_GIVEN DATA:_
========================================
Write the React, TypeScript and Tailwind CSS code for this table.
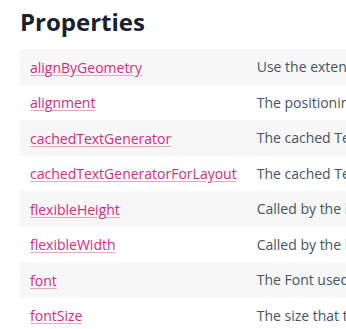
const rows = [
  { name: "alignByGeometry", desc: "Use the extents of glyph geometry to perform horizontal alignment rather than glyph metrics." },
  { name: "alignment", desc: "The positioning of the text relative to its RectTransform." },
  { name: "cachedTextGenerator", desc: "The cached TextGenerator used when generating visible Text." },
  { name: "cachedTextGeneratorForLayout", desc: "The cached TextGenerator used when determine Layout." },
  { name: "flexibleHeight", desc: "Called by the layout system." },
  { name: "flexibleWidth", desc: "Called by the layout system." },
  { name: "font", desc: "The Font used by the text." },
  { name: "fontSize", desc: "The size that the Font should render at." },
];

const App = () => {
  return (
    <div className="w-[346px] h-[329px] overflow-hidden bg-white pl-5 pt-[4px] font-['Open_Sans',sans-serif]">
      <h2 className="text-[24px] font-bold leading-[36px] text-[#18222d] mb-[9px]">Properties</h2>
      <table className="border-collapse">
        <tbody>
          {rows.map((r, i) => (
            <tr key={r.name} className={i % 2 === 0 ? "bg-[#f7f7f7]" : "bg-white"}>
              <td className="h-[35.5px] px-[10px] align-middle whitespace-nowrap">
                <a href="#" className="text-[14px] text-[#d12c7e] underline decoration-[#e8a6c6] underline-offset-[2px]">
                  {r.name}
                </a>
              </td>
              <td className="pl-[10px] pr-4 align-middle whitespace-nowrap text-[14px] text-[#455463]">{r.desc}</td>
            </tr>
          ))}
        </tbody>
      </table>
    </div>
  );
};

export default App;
========================================
_AIM OF THE TASK:_ Reproduce the full material exactly, excluding the pictures.

_SOLVED EXERCISE:_
Write the React, TypeScript and Tailwind CSS code for this table.
const rows = [
  { name: "alignByGeometry", desc: "Use the extents of glyph geometry to perform horizontal alignment rather than glyph metrics." },
  { name: "alignment", desc: "The positioning of the text relative to its RectTransform." },
  { name: "cachedTextGenerator", desc: "The cached TextGenerator used when generating visible Text." },
  { name: "cachedTextGeneratorForLayout", desc: "The cached TextGenerator used when determine Layout." },
  { name: "flexibleHeight", desc: "Called by the layout system." },
  { name: "flexibleWidth", desc: "Called by the layout system." },
  { name: "font", desc: "The Font used by the text." },
  { name: "fontSize", desc: "The size that the Font should render at." },
];

const App = () => {
  return (
    <div className="w-[346px] h-[329px] overflow-hidden bg-white pl-5 pt-[4px] font-['Open_Sans',sans-serif]">
      <h2 className="text-[24px] font-bold leading-[36px] text-[#18222d] mb-[9px]">Properties</h2>
      <table className="border-collapse">
        <tbody>
          {rows.map((r, i) => (
            <tr key={r.name} className={i % 2 === 0 ? "bg-[#f7f7f7]" : "bg-white"}>
              <td className="h-[35.5px] px-[10px] align-middle whitespace-nowrap">
                <a href="#" className="text-[14px] text-[#d12c7e] underline decoration-[#e8a6c6] underline-offset-[2px]">
                  {r.name}
                </a>
              </td>
              <td className="pl-[10px] pr-4 align-middle whitespace-nowrap text-[14px] text-[#455463]">{r.desc}</td>
            </tr>
          ))}
        </tbody>
      </table>
    </div>
  );
};

export default App;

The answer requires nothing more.